O Atlas mostra também que as remessas de emigrantes que chegam anualmente a Portugal estão praticamente ao mesmo nível que os fundos europeus. Já aqui criticou as narrativas negativas sobre a emigração. Este papel relevante das remessas pode ajudar a olhar para o fenómeno de outra forma?

As remessas de emigrantes sempre foram um fator importante da economia portuguesa. Neste momento, as remessas podem tornar-se inferiores às dos fundos europeus, devido ao Plano de Recuperação e Resiliência (PRR), mas isso é excecional, não se voltará a repetir. Representam 1,8% do Produto Interno Bruto (PIB). Beneficiam as famílias e, indiretamente, as regiões onde vivem porque, no mínimo, alimentam a procura.

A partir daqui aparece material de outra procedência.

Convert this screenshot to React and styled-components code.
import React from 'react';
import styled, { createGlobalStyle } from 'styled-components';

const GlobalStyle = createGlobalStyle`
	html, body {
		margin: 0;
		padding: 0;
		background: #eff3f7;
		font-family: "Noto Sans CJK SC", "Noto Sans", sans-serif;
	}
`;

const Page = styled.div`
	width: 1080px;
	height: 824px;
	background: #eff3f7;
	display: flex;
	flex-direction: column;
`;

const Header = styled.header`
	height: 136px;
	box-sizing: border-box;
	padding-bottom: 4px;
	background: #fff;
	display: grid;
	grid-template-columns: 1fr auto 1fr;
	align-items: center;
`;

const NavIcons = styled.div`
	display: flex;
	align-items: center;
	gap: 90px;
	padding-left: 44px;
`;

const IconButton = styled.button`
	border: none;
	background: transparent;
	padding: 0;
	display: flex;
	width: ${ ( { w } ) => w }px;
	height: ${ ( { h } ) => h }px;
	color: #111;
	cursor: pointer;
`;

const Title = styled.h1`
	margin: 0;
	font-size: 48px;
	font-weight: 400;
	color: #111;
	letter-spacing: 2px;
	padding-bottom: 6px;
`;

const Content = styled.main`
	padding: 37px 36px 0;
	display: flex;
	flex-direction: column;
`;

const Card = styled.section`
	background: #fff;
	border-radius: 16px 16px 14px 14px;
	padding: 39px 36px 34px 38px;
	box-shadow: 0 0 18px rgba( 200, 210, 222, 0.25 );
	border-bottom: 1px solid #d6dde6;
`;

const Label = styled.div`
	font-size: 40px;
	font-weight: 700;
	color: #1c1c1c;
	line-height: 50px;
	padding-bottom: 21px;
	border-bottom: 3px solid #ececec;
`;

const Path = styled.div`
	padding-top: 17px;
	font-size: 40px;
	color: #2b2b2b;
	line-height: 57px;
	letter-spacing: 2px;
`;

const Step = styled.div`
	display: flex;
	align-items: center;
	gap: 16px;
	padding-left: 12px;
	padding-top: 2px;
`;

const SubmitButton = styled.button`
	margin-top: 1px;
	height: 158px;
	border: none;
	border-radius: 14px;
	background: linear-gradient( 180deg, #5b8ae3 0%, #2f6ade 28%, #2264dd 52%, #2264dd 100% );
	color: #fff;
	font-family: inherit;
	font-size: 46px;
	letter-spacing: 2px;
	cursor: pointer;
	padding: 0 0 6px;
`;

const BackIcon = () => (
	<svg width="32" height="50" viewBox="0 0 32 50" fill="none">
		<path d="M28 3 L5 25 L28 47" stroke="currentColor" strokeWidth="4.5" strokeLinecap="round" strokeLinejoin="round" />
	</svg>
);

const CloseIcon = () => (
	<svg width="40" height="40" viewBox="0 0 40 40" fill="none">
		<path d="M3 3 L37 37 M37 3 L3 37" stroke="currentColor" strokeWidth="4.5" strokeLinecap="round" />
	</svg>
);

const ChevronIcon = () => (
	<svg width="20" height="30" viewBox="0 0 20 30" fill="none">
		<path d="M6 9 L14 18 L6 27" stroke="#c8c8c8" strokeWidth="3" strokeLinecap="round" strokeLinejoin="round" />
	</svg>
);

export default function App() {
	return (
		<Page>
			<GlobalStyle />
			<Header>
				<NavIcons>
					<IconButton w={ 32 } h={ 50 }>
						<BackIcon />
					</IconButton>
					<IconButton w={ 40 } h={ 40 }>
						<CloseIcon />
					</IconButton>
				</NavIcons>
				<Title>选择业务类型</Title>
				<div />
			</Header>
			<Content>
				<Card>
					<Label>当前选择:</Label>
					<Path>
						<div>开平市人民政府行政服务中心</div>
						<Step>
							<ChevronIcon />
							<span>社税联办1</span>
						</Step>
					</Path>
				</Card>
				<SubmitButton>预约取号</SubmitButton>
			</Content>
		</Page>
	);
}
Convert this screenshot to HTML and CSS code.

Este é um exemplo, mas eu espero que se perceba que a emigração não é um bicho de sete cabeças. A emigração normal de uma economia como a portuguesa é um recurso. Fala-se muito no milagre holandês.

O investimento estrangeiro introduzido pela emigração irlandesa nos Estados Unidos foi fundamental na criação de oportunidades de negócio na Irlanda. Por isso, a Irlanda tem políticas de diáspora há muito tempo que, basicamente, têm como objetivo manter a ligação entre os seus emigrantes e o país. Ao manterem essa ligação, vão aparecendo mais oportunidades. Nós também temos de olhar para a emigração como um recurso e não apenas como uma perda.